Heads Must Roll at SANDAG

Art Castañares / Publisher and CEO

SANDAG Board Chairman Ron Roberts and Executive Director Gary Gallegos talk during a board meeting. Photo/Vito Di Stefano

A powerful series of stories written by our media partner Voice of San Diego has revealed how San Diego’s regional planning agency deceived voters (and probably some of its board of elected officials) by knowingly hiding the true impact of a voter-approved sales tax measure aimed at funding highway and public transit projects in our county.

The San Diego Association of Governments, known as SANDAG, is governed by a board of elected officials from each city in the county, as well as by members of the County Board of Supervisors. Together, this board directs its staff of experienced transportation professionals that control billions of dollars in local, state, and federal funding for roads, freeways, public transit, and even bicycle paths throughout San Diego.

But, the investigative stories have revealed that SANDAG has lied to the public for at least the past 13 years when it first became aware that the projections of sales tax revenues from its sales tax increase would fall short of its estimates.

Now, as with all coverups, it has become a question of who knew what and when did they know it.

In 1987, voters approved an initial half-cent sales tax for 20 years to fund regional transportation. By 2004, that tax, known as TransNET, had already generated over $3.3 billion in taxes. Eager to continue the stream of money for more projects, in 2004 SANDAG proposed a 40-year extension to TransNET that went on the ballot in November 2004 as Proposition A. Prop A needed at least two-thirds of voters to support the new tax. In the end, the measure passed with only 4,190 votes to spare out of over a million votes cast in that election.

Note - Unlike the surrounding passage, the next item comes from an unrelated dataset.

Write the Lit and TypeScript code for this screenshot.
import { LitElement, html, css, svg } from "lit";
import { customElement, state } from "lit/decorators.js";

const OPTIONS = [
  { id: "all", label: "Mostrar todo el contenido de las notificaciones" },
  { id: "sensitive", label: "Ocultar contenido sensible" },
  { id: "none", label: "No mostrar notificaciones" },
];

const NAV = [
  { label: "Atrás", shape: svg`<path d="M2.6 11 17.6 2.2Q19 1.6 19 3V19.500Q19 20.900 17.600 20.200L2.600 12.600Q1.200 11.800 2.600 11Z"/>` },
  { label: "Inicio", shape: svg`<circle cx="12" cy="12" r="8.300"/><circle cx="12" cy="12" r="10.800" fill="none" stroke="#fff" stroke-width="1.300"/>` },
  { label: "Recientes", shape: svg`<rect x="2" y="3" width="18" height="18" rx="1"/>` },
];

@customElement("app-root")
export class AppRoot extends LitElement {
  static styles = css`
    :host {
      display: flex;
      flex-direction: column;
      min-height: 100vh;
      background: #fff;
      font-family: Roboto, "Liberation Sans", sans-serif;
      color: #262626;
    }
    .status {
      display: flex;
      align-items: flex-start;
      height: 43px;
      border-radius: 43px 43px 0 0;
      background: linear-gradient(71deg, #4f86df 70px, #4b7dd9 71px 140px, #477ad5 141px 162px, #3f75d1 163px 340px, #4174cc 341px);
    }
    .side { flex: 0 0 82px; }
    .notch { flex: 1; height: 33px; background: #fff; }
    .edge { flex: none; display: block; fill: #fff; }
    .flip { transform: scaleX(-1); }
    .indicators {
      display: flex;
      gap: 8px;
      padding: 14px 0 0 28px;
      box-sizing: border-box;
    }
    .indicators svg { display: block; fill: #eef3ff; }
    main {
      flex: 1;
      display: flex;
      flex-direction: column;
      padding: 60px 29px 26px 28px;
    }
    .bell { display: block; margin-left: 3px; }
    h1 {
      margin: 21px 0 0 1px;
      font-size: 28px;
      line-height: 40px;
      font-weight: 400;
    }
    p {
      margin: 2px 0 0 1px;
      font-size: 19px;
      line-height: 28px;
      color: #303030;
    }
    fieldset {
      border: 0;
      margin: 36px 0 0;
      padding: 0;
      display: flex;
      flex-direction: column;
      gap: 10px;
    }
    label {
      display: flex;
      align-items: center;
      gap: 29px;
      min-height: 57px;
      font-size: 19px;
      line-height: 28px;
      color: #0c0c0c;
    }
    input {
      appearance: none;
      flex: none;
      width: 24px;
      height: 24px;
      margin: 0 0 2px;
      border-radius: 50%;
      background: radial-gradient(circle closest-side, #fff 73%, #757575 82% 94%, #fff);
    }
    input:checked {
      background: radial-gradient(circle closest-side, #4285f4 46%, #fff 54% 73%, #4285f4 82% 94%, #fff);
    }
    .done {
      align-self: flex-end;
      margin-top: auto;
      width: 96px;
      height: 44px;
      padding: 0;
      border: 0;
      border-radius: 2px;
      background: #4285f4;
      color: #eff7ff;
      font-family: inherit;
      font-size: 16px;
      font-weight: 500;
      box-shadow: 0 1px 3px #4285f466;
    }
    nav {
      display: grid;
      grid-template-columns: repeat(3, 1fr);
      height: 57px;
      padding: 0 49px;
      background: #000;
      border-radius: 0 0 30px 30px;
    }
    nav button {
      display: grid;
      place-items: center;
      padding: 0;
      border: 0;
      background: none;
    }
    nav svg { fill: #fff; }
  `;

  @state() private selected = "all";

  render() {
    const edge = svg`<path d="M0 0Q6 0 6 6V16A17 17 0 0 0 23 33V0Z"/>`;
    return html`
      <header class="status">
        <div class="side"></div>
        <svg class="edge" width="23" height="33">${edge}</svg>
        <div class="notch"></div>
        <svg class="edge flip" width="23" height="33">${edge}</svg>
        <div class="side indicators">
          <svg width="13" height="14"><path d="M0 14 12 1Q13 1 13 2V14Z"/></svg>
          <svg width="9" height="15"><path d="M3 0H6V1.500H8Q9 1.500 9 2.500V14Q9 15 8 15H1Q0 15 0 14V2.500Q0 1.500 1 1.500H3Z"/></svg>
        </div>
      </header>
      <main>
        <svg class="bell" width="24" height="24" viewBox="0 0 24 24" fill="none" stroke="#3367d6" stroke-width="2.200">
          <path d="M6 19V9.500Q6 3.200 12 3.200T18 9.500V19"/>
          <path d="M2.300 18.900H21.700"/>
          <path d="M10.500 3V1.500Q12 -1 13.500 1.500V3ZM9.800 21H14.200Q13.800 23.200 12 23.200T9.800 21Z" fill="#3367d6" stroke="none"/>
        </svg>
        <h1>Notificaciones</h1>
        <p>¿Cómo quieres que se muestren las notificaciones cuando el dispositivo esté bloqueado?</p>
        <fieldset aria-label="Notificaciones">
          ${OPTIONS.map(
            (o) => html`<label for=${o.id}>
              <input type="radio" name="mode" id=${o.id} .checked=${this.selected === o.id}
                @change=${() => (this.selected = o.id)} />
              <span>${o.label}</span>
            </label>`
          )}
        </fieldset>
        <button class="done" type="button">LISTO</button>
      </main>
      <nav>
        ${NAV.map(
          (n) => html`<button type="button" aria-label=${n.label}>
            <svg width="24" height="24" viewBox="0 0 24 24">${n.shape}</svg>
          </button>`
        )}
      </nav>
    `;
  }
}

Then fast forward to 2016 when SANDAG put another 40-year TransNET measure on the ballot to add an additional half-cent tax on top of the current 2004 measure.

The 2016 measure would have raised the total countywide transportation sales tax to one-cent, and was estimated to have raised an additional $18 billion over the next 40 years.

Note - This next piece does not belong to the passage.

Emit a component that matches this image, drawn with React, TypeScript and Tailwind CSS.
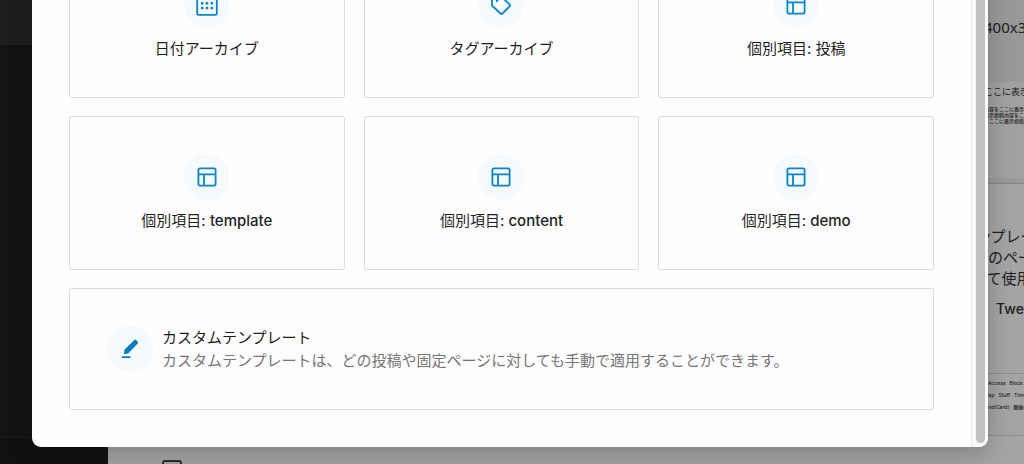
import type { ReactNode } from "react";

function LayoutIcon() {
  return (
    <svg viewBox="0 0 20 20" className="size-5" fill="none" stroke="#0a84c6" strokeWidth="1.8" aria-hidden="true">
      <rect x="1.4" y="1.4" width="17.2" height="17.2" rx="1.6" />
      <path d="M1.4 7.4h17.2M7 7.4v11.2" />
    </svg>
  );
}

function CalendarIcon() {
  return (
    <svg viewBox="0 0 22 22" className="size-[22px]" aria-hidden="true">
      <rect x="1.2" y="1.2" width="19.6" height="19.6" rx="1.6" fill="none" stroke="#0a84c6" strokeWidth="1.8" />
      <path d="M1.5 2h19v3h-19z" fill="#0a84c6" />
      <path
        d="M5 8h2.4v2.4H5zM9.8 8h2.4v2.4H9.8zM14.6 8H17v2.4h-2.4zM5 12.8h2.4v2.4H5zM9.8 12.8h2.4v2.4H9.8zM14.6 12.8H17v2.4h-2.4z"
        fill="#0a84c6"
      />
    </svg>
  );
}

function TagIcon() {
  return (
    <svg viewBox="0 0 22 22" className="size-[22px]" fill="none" stroke="#0a84c6" strokeWidth="1.8" strokeLinejoin="round" aria-hidden="true">
      <path d="M2 1.5h8.2l9.6 9.2q.7.7 0 1.4l-7.4 7.4q-.9.9-1.8 0L2 11.6z" />
      <circle cx="7" cy="6.8" r="1.2" fill="#0a84c6" stroke="none" />
    </svg>
  );
}

function PencilIcon() {
  return (
    <svg viewBox="0 0 20 20" className="size-5" fill="#0a7cbd" aria-hidden="true">
      <path d="M14.4 1q.8-.8 1.6 0l1.8 1.8q.8.8 0 1.6L8.4 14.2l-4.6 1 .8-4.6z" />
      <path d="M2 17.2h8.4v1.8H2z" />
    </svg>
  );
}

function IconCircle({ children }: { children: ReactNode }) {
  return (
    <span className="flex size-[46px] shrink-0 items-center justify-center rounded-full bg-[#f5fafe]">
      {children}
    </span>
  );
}

const templates: { label: string; slug?: string; icon: ReactNode }[] = [
  { label: "日付アーカイブ", icon: <CalendarIcon /> },
  { label: "タグアーカイブ", icon: <TagIcon /> },
  { label: "個別項目: 投稿", icon: <LayoutIcon /> },
  { label: "個別項目: ", slug: "template", icon: <LayoutIcon /> },
  { label: "個別項目: ", slug: "content", icon: <LayoutIcon /> },
  { label: "個別項目: ", slug: "demo", icon: <LayoutIcon /> },
];

function PageBehind() {
  return (
    <div className="flex h-full" aria-hidden="true">
      <div className="flex w-[108px] shrink-0 flex-col bg-[#131313]">
        <div className="h-[45px] bg-[#1e1e1e]" />
        <div className="flex-1" />
        <div className="h-[27px] border-t border-[#1b1b1b] bg-[#111111]" />
      </div>
      <div className="flex min-w-0 flex-1 items-end bg-[#a1a1a1] pl-[54px]">
        <div className="h-1 w-5 rounded-t-[3px] border-2 border-b-0 border-[#2c2c2c]" />
      </div>
      <div className="flex w-10 shrink-0 flex-col overflow-hidden whitespace-nowrap bg-[#a4a4a4] text-[#202020]">
        <div className="h-[82px] bg-[#999999] pt-[17px] font-['Noto_Sans'] text-[15px] leading-5">400x300</div>
        <div className="flex h-[102px] flex-col border-b border-[#858585] bg-[#a1a1a1]">
          <div className="pt-1 text-[9px] leading-3">ここに表示</div>
          <div className="flex-1 pt-2 text-[5px] leading-[6px] font-medium">
            <div>内容をここに表示投稿</div>
            <div>表示投稿内容をここに</div>
            <div>をここに表示投稿内容</div>
          </div>
          <div className="h-[5px] bg-[#999999]" />
        </div>
        <div className="h-[190px] border-b border-[#8c8c8c] pt-[42px] text-[15px] leading-[21px]">
          <div className="-ml-2">ンプレート</div>
          <div className="pl-1">のページ</div>
          <div className="-ml-3">して使用</div>
          <div className="pt-[10px] pl-3 text-sm leading-5 font-medium">Twenty</div>
        </div>
        <div className="h-[62px] border-b border-[#8c8c8c] pt-[3px] text-[5px] leading-3 font-medium">
          <div className="pl-1">Access&nbsp;&nbsp; Block</div>
          <div>Map&nbsp;&nbsp; Stuff&nbsp;&nbsp; Timeline</div>
          <div>Grid(Card)&nbsp;&nbsp; 画像検索</div>
        </div>
      </div>
    </div>
  );
}

export default function App() {
  return (
    <div className="relative h-screen overflow-hidden bg-[#9e9e9e] font-['Inter','Noto_Sans_CJK_JP',sans-serif]">
      <PageBehind />
      <div className="absolute inset-0 flex items-end pr-9 pb-[17px] pl-8">
        <div
          role="dialog"
          aria-label="カスタムテンプレート"
          className="flex min-w-0 flex-1 overflow-hidden rounded-[9px] bg-[#fefefe] shadow-[0_4px_24px_rgba(0,0,0,0.22)]"
        >
          <div className="grid min-w-0 flex-1 grid-cols-3 gap-x-[19px] gap-y-[18px] p-[37px] text-[15px] text-[#1e1e1e]">
            {templates.map((item, index) => (
              <button
                key={index}
                type="button"
                className="flex flex-col items-center gap-[10px] rounded-[2px] border border-[#dddddd] px-4 py-[37px] leading-[22px]"
              >
                <IconCircle>{item.icon}</IconCircle>
                <span>
                  {item.label}
                  {item.slug && <span className="font-medium">{item.slug}</span>}
                </span>
              </button>
            ))}
            <button
              type="button"
              className="col-span-3 flex items-center gap-[9px] rounded-[2px] border border-[#dddddd] p-[37px] text-left leading-[23px]"
            >
              <IconCircle>
                <PencilIcon />
              </IconCircle>
              <span className="flex flex-col">
                <span>カスタムテンプレート</span>
                <span className="text-[#757575]">
                  カスタムテンプレートは、どの投稿や固定ページに対しても手動で適用することができます。
                </span>
              </span>
            </button>
          </div>
          <div className="flex w-[17px] shrink-0 border-l border-[#ececec] bg-[#fafafa] pr-[3px] pb-1 pl-1">
            <div className="flex-1 rounded-full bg-[#c1c1c1]" />
          </div>
        </div>
      </div>
    </div>
  );
}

San Diegans weren’t buying it and voted down the measure during our last election in November 2016. Only 57 percent of voters supported the measure and it fell short of the two-thirds vote threshold.

Just weeks after that election in November, however, news broke that the revenue projections SANDAG used to convince voters to support the new TransNET were overstated, or put plainly, dead wrong.

But that wasn’t the worst part. SANDAG then admitted that the same flawed revenues projections were used to estimate the 2004 TransNET tax revenues and admitted that the 12-year-old tax hadn’t raised the amount of money they expected.

It quickly became apparent that SANDAG knew about the erroneous projections before the 2016 election but they failed to tell voters before the election. It started to look like SANDAG was hoping to use the new tax revenues to backfill the promises made to voters in 2004, and, when the new tax failed, the wheels fell off the wagon, so to speak.

Fingers were pointed at a former staff economist as the one that produced the flawed projections, and the Board hired a law firm to investigate how the errors were made. For the last six months, no one has explained who knew what and when they knew it.

Now, this week, Andrew Keates of the Voice of San Diego, reported that SANDAG and its Board knew their projections were flawed back before the 2004 election. This week’s cover story exposes how the Board approved lower projections for the 2004 TransNET nearly a year before the election, but didn’t tell voters.

And why would they not tell voters? Because less money meant fewer projects would be funded, and that could have eroded voter support. Remember, the 2004 measure only passed by 4,190 votes, or only 0.4 percent of the vote. Telling voters the truth could have tanked the tax increase, and would’ve reduced funding for SANDAG, and risked its future as a regional planning agency.

Combined with the revelations that SANDAG misled voters during last year’s election too by overstating those projected revenues, as well as not disclosing an $8 billion dollar increase in construction costs for current projects, SANDAG seems to have tricked voters for over a dozen years by using false data.

Who’s to blame? The elected officials that serve on the SANDAG board, many of which have been on the Board since before the 2004 TransNET? Or Gary Gallegos, SANDAG’s long-serving Executive Director that pulls down over $404,000 a year, more than the President of the United States? Even if they fire him today, his taxpayer-funded pension will probably still net him over $300,000 a year for the rest of his life.

This was not an innocent comedy of errors, but, instead, a systematic ploy to hide the truth from the public. These are public employees paid to serve our community, and instead, they seem to think they are running their own little world of building blocks, using our tax money as their piggy bank.

SANDAG’s highway signs tout their use of TransNET with the slogan “Keep San Diego Moving”.

Now, heads must roll at SANDAG to keep San Diego moving forward with honest, transparent leadership that voters can trust to continue planning San Diego’s way of life.